─── MATERIAL PROVIDED

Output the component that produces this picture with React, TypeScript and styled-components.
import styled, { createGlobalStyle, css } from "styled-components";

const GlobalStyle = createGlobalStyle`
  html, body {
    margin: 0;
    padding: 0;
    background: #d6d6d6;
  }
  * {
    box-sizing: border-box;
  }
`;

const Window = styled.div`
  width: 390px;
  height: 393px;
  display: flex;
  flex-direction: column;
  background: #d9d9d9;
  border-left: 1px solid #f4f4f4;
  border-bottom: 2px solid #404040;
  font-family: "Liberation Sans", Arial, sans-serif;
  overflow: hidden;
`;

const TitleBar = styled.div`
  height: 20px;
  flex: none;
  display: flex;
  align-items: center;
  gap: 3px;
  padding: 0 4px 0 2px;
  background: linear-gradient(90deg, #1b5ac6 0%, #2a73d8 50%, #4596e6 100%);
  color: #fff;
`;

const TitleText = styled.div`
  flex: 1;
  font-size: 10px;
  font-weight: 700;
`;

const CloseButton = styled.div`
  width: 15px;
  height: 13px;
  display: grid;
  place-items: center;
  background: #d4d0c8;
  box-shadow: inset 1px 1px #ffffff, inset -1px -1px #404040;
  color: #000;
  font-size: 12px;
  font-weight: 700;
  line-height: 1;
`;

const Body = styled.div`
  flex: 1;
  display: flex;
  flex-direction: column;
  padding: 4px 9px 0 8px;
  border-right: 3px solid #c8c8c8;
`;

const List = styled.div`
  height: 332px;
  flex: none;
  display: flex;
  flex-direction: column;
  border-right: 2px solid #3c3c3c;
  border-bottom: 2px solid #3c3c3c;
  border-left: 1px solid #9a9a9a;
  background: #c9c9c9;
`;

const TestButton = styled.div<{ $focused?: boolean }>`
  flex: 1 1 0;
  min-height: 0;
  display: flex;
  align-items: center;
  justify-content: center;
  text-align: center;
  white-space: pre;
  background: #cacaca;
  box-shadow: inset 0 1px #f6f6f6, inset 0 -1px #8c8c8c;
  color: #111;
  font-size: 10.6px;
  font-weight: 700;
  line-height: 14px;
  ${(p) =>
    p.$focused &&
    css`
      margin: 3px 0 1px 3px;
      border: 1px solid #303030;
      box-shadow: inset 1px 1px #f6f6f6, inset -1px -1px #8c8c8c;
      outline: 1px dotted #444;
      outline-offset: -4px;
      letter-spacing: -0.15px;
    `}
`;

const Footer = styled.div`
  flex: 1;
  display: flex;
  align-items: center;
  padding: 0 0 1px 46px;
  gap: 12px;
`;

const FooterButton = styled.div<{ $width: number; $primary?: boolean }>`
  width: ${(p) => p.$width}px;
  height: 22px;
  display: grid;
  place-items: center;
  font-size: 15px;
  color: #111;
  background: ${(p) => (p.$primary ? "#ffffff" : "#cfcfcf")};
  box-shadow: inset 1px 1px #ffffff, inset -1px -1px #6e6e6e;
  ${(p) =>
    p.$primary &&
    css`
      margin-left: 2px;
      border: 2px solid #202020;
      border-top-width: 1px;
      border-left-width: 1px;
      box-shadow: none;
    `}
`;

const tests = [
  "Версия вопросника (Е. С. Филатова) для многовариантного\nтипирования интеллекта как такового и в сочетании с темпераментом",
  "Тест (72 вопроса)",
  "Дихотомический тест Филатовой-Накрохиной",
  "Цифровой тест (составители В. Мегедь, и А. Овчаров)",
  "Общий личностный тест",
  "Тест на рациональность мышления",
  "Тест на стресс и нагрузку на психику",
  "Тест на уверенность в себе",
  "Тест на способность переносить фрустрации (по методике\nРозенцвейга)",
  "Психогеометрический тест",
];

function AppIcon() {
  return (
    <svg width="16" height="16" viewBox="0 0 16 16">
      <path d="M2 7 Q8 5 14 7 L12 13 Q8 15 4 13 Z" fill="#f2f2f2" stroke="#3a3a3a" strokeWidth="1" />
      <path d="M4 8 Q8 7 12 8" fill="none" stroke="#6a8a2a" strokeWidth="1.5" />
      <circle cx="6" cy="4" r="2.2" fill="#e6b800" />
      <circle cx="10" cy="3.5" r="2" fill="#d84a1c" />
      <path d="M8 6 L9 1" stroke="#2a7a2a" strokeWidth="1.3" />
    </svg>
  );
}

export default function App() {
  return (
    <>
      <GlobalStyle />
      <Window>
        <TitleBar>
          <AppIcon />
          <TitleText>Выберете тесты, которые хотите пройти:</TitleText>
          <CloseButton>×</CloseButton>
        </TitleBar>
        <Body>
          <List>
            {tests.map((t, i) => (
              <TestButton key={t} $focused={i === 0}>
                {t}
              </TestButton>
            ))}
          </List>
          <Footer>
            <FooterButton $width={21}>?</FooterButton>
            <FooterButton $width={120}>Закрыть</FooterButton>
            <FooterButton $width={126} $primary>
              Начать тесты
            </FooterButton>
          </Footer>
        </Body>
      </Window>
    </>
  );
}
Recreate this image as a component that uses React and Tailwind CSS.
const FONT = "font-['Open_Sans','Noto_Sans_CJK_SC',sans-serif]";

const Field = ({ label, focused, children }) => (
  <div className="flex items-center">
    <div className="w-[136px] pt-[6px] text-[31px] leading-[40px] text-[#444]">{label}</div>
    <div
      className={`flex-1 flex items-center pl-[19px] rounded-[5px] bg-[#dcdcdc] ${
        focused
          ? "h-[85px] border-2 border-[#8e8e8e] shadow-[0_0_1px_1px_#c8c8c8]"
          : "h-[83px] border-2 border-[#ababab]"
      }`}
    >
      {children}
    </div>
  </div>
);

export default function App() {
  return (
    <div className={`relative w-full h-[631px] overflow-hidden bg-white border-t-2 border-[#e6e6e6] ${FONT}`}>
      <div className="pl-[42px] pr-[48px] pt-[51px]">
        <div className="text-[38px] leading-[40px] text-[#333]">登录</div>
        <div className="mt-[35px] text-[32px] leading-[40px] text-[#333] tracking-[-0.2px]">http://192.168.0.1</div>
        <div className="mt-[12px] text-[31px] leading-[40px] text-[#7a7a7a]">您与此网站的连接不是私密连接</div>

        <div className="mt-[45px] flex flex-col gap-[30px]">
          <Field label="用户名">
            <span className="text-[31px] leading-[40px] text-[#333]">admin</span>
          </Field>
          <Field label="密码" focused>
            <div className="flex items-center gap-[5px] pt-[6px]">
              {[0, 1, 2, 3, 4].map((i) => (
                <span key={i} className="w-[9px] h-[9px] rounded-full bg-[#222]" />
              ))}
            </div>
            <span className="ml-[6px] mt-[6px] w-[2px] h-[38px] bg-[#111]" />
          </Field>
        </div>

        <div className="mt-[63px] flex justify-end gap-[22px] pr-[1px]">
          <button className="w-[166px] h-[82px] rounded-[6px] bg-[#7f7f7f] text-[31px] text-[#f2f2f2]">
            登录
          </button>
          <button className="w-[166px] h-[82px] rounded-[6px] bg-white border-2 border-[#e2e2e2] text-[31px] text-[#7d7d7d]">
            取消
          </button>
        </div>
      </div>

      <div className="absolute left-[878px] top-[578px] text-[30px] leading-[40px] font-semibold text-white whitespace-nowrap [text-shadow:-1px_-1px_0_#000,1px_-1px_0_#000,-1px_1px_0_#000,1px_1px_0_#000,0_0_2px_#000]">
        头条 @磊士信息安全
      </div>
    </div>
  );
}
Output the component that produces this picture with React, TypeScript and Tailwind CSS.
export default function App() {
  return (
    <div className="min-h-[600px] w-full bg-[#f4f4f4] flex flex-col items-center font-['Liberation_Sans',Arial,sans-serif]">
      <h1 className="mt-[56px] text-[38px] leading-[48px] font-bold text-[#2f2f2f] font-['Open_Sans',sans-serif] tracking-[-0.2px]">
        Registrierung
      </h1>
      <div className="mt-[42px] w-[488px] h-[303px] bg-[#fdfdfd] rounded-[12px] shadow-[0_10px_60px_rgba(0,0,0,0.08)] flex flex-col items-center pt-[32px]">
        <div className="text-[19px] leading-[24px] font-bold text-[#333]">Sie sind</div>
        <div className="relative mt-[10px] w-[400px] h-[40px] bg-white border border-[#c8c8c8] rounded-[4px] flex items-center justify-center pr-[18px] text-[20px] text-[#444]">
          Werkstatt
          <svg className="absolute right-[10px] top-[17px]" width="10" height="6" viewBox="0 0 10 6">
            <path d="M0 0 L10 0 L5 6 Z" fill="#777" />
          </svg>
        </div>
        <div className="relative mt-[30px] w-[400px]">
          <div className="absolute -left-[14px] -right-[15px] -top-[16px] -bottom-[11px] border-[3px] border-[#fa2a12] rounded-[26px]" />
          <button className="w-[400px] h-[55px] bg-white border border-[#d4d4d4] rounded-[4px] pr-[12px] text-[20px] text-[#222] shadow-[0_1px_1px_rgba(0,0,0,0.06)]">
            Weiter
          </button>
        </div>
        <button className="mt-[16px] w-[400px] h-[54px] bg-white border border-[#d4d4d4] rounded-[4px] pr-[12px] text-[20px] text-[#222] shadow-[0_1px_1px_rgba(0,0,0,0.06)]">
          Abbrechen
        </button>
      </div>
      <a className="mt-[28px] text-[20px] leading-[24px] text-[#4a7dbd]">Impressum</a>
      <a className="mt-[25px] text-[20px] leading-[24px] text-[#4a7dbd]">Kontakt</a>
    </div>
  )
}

──────

* [SHORT PROBLEM] Using the entries above, state how many lines include the word "React", with no other words.

* [FINISHED TASK] 3